Dynamic-compression mechanical properties and energy-absorption capability of fly-ash cenospheres-reinforced 1199Al-matrix composite foam

The fly-ash cenospheres-reinforced 1199Al-matrix composite foam was prepared by the pressure infiltration technique, in which containing the 80-μm-sized fly-ash cenospheres with the volume fraction of 0.4. Dynamic compression experiments were performed with a split Hopkinson pressure bar (SHPB) setup to investigate the dynamic compression properties and energy-absorption capability of the prepared composite foam in the strain rate range from 1700 s^-1 to 2900 s^-1. And the fractured surfaces of the compressed specimens were observed by a scanning electron microscopy. Moreover, the energy-absorption capability and the deformation mechanism of the prepared composite faom in dynamic compressions were compared with those of it in quasi-static compressions by an Instron 5569 tensile machine.

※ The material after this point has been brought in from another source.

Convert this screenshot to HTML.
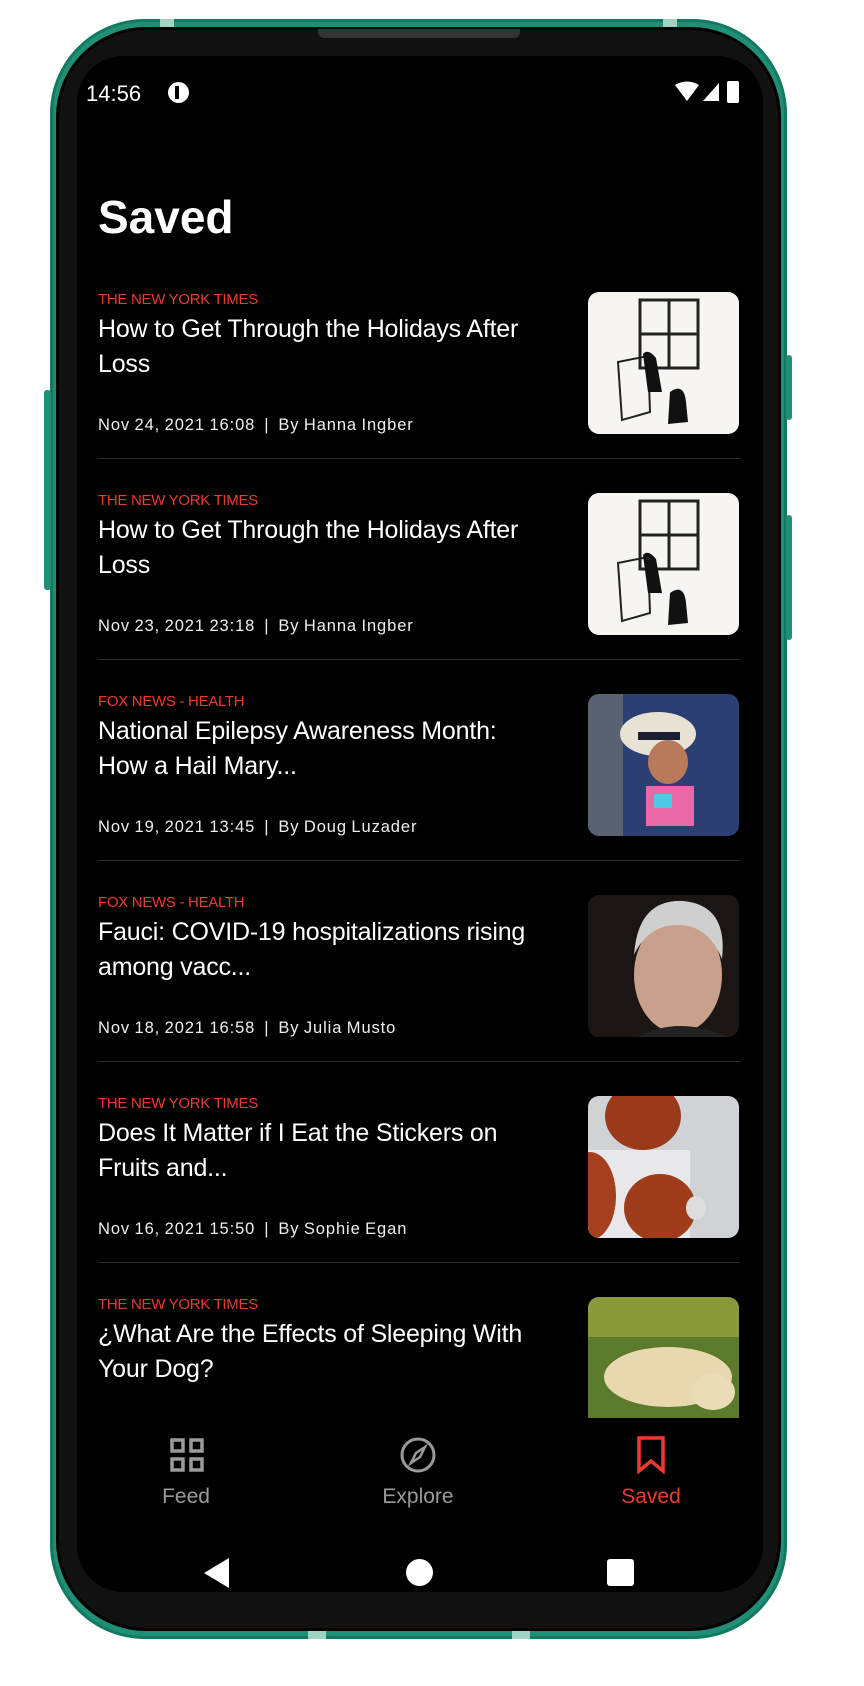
<!DOCTYPE html>
<html><head><meta charset="utf-8"><style>
*{margin:0;padding:0;box-sizing:border-box}
body{width:864px;height:1686px;background:#fff;position:relative;overflow:hidden;font-family:"Liberation Sans",sans-serif}
.a{position:absolute}
.frame{left:50px;top:19px;width:737px;height:1620px;border-radius:95px;background:#1f8f76;box-shadow:inset 0 0 0 3px #137a62}
.bezel{left:56px;top:27px;width:725px;height:1604px;border-radius:90px;background:#111;border:3px solid #000}
.scr{left:77px;top:56px;width:686px;height:1536px;border-radius:46px;background:#000;overflow:hidden}
.src{color:#ec3b2e;font-size:15px;letter-spacing:-0.3px}
.ttl{color:#fff;font-size:25px;line-height:35px;letter-spacing:-0.2px}
.meta{color:#eee;font-size:16.5px;letter-spacing:0.9px;word-spacing:-1px}
.div{height:1px;background:#2a2a2a;left:21px;width:642px}
.th{width:151px;height:142px;border-radius:11px;left:511px;overflow:hidden}
.nl{font-size:21px;color:#9a9a9a;text-align:center;width:160px}
</style></head><body>
<div class="a frame"></div>
<div class="a" style="left:160px;top:19px;width:14px;height:8px;background:#9fd3c4"></div>
<div class="a" style="left:663px;top:19px;width:14px;height:8px;background:#9fd3c4"></div>
<div class="a" style="left:308px;top:1630px;width:18px;height:9px;background:#9fd3c4"></div>
<div class="a" style="left:512px;top:1630px;width:18px;height:9px;background:#9fd3c4"></div>
<div class="a" style="left:44px;top:390px;width:7px;height:200px;border-radius:3px;background:#1f8f76"></div>
<div class="a" style="left:786px;top:355px;width:6px;height:65px;border-radius:3px;background:#1f8f76"></div>
<div class="a" style="left:786px;top:515px;width:6px;height:125px;border-radius:3px;background:#1f8f76"></div>
<div class="a bezel"></div>
<div class="a" style="left:318px;top:29px;width:202px;height:9px;border-radius:0 0 6px 6px;background:#333"></div>
<div class="a scr">
 <div class="a" style="left:9px;top:25px;color:#fff;font-size:22px">14:56</div>
 <div class="a" style="left:91px;top:26px;width:21px;height:21px;border-radius:50%;background:#fff"><div class="a" style="left:7px;top:4px;width:4px;height:13px;background:#000"></div></div>
 <svg class="a" style="left:598px;top:25px" width="66" height="26"><path d="M0 4 Q12 -3 24 4 L12 20Z" fill="#fff"/><path d="M44 2 L44 20 L28 20Z" fill="#fff"/><rect x="52" y="0" width="12" height="22" rx="2" fill="#fff"/></svg>
 <div class="a" style="left:21px;top:134px;color:#fff;font-size:46px;font-weight:bold;letter-spacing:0px">Saved</div>

 <div class="a" style="left:0;top:0;width:686px;height:1362px;overflow:hidden">
  <div class="a src" style="left:21px;top:235px">THE NEW YORK TIMES</div>
  <div class="a ttl" style="left:21px;top:256px;width:445px">How to Get Through the Holidays After Loss</div>
  <div class="a meta" style="left:21px;top:360px">Nov 24, 2021 16:08 &nbsp;|&nbsp; By Hanna Ingber</div>
  <div class="a th" style="top:236px;background:#f6f5f2"><svg width="151" height="142"><rect x="52" y="8" width="58" height="68" fill="none" stroke="#222" stroke-width="3"/><line x1="81" y1="8" x2="81" y2="76" stroke="#222" stroke-width="3"/><line x1="52" y1="42" x2="110" y2="42" stroke="#222" stroke-width="3"/><path d="M30 70 L60 64 L62 120 L34 128Z" fill="none" stroke="#222" stroke-width="2"/><path d="M55 62 Q60 56 68 66 L74 100 L60 100Z" fill="#111"/><path d="M82 100 Q96 90 98 110 L100 130 L80 132Z" fill="#111"/></svg></div>
  <div class="a div" style="top:402px"></div>
  <div class="a src" style="left:21px;top:436px">THE NEW YORK TIMES</div>
  <div class="a ttl" style="left:21px;top:457px;width:445px">How to Get Through the Holidays After Loss</div>
  <div class="a meta" style="left:21px;top:561px">Nov 23, 2021 23:18 &nbsp;|&nbsp; By Hanna Ingber</div>
  <div class="a th" style="top:437px;background:#f6f5f2"><svg width="151" height="142"><rect x="52" y="8" width="58" height="68" fill="none" stroke="#222" stroke-width="3"/><line x1="81" y1="8" x2="81" y2="76" stroke="#222" stroke-width="3"/><line x1="52" y1="42" x2="110" y2="42" stroke="#222" stroke-width="3"/><path d="M30 70 L60 64 L62 120 L34 128Z" fill="none" stroke="#222" stroke-width="2"/><path d="M55 62 Q60 56 68 66 L74 100 L60 100Z" fill="#111"/><path d="M82 100 Q96 90 98 110 L100 130 L80 132Z" fill="#111"/></svg></div>
  <div class="a div" style="top:603px"></div>
  <div class="a src" style="left:21px;top:637px">FOX NEWS - HEALTH</div>
  <div class="a ttl" style="left:21px;top:658px;width:445px">National Epilepsy Awareness Month: How a Hail Mary...</div>
  <div class="a meta" style="left:21px;top:762px">Nov 19, 2021 13:45 &nbsp;|&nbsp; By Doug Luzader</div>
  <div class="a th" style="top:638px;background:#2c3f72"><svg width="151" height="142"><rect x="0" y="0" width="35" height="142" fill="#5a6170"/><ellipse cx="70" cy="40" rx="38" ry="22" fill="#e8e2d4"/><rect x="50" y="38" width="42" height="8" fill="#1a1f33"/><ellipse cx="80" cy="68" rx="20" ry="22" fill="#b87a5a"/><rect x="58" y="92" width="48" height="40" fill="#e868a8"/><rect x="66" y="100" width="18" height="14" fill="#50c8e8"/></svg></div>
  <div class="a div" style="top:804px"></div>
  <div class="a src" style="left:21px;top:838px">FOX NEWS - HEALTH</div>
  <div class="a ttl" style="left:21px;top:859px;width:445px">Fauci: COVID-19 hospitalizations rising among vacc...</div>
  <div class="a meta" style="left:21px;top:963px">Nov 18, 2021 16:58 &nbsp;|&nbsp; By Julia Musto</div>
  <div class="a th" style="top:839px;background:#1b1614"><svg width="151" height="142"><ellipse cx="90" cy="80" rx="44" ry="58" fill="#c9a08c"/><path d="M46 60 Q50 4 95 6 Q140 10 134 64 Q120 30 90 30 Q60 30 46 60Z" fill="#cfcfcf"/><path d="M50 142 Q90 120 140 142Z" fill="#222"/></svg></div>
  <div class="a div" style="top:1005px"></div>
  <div class="a src" style="left:21px;top:1039px">THE NEW YORK TIMES</div>
  <div class="a ttl" style="left:21px;top:1060px;width:445px">Does It Matter if I Eat the Stickers on Fruits and...</div>
  <div class="a meta" style="left:21px;top:1164px">Nov 16, 2021 15:50 &nbsp;|&nbsp; By Sophie Egan</div>
  <div class="a th" style="top:1040px;background:#cfd3d5"><svg width="151" height="142"><rect x="0" y="54" width="102" height="88" fill="#e8e8ea"/><ellipse cx="55" cy="20" rx="38" ry="34" fill="#9a3a1a"/><ellipse cx="72" cy="112" rx="36" ry="34" fill="#9e3c1c"/><ellipse cx="2" cy="100" rx="26" ry="44" fill="#a4401e"/><ellipse cx="108" cy="112" rx="10" ry="12" fill="#ddd"/></svg></div>
  <div class="a div" style="top:1206px"></div>
  <div class="a src" style="left:21px;top:1240px">THE NEW YORK TIMES</div>
  <div class="a ttl" style="left:21px;top:1261px;width:445px">¿What Are the Effects of Sleeping With Your Dog?</div>
  <div class="a th" style="top:1241px;background:#5c7a2c"><svg width="151" height="142"><rect width="151" height="40" fill="#8a9a3a"/><ellipse cx="80" cy="80" rx="64" ry="30" fill="#e8d8b0"/><ellipse cx="125" cy="95" rx="22" ry="18" fill="#eadcb8"/></svg></div>
 </div>

 <svg class="a" style="left:93px;top:1382px" width="34" height="34"><g fill="none" stroke="#9a9a9a" stroke-width="3.5"><rect x="2" y="2" width="11" height="11"/><rect x="21" y="2" width="11" height="11"/><rect x="2" y="21" width="11" height="11"/><rect x="21" y="21" width="11" height="11"/></g></svg>
 <div class="a nl" style="left:29px;top:1429px">Feed</div>
 <svg class="a" style="left:323px;top:1381px" width="36" height="36"><circle cx="18" cy="18" r="16" fill="none" stroke="#9a9a9a" stroke-width="3"/><path d="M25 10 L20 20 L11 26 L16 16Z" fill="none" stroke="#9a9a9a" stroke-width="2.5"/></svg>
 <div class="a nl" style="left:261px;top:1429px">Explore</div>
 <svg class="a" style="left:560px;top:1380px" width="28" height="38"><path d="M2 2 H26 V35 L14 25 L2 35Z" fill="none" stroke="#ec3b2e" stroke-width="3.5"/></svg>
 <div class="a nl" style="left:494px;top:1429px;color:#ec3b2e">Saved</div>

 <svg class="a" style="left:127px;top:1502px" width="28" height="30"><path d="M25 0 V30 L0 15Z" fill="#fff"/></svg>
 <div class="a" style="left:329px;top:1503px;width:27px;height:27px;border-radius:50%;background:#fff"></div>
 <div class="a" style="left:530px;top:1503px;width:27px;height:27px;border-radius:3px;background:#fff"></div>
</div>
</body></html>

The results show that the cenospheres-reinforced 1199Al-matrix composite foam is a strain-rate sensitive material. Its flow stress and plastic strain at the high strain rates are obviously higher than those under the quasi-static conditions. And the strain-rate hardening effect can more markedly influence the flow stress of the cenospheres-reinforced 1199Al-matrix composite foam than the strain-hardening effect. Furthermore, there are some differences between the quasi-static and dynamic compressive deformation mechanisms in the cenospheres-reinforced 1199Al-matrix composite foam. Under dynamic loadings, the fly-ash cenospheres in the cenospheres-reinforced 1199Al-matrix composite foam can be simultaneously compressed when the Al-matrix material is being filled, and there lies a good coordinate deformation capacity between the components.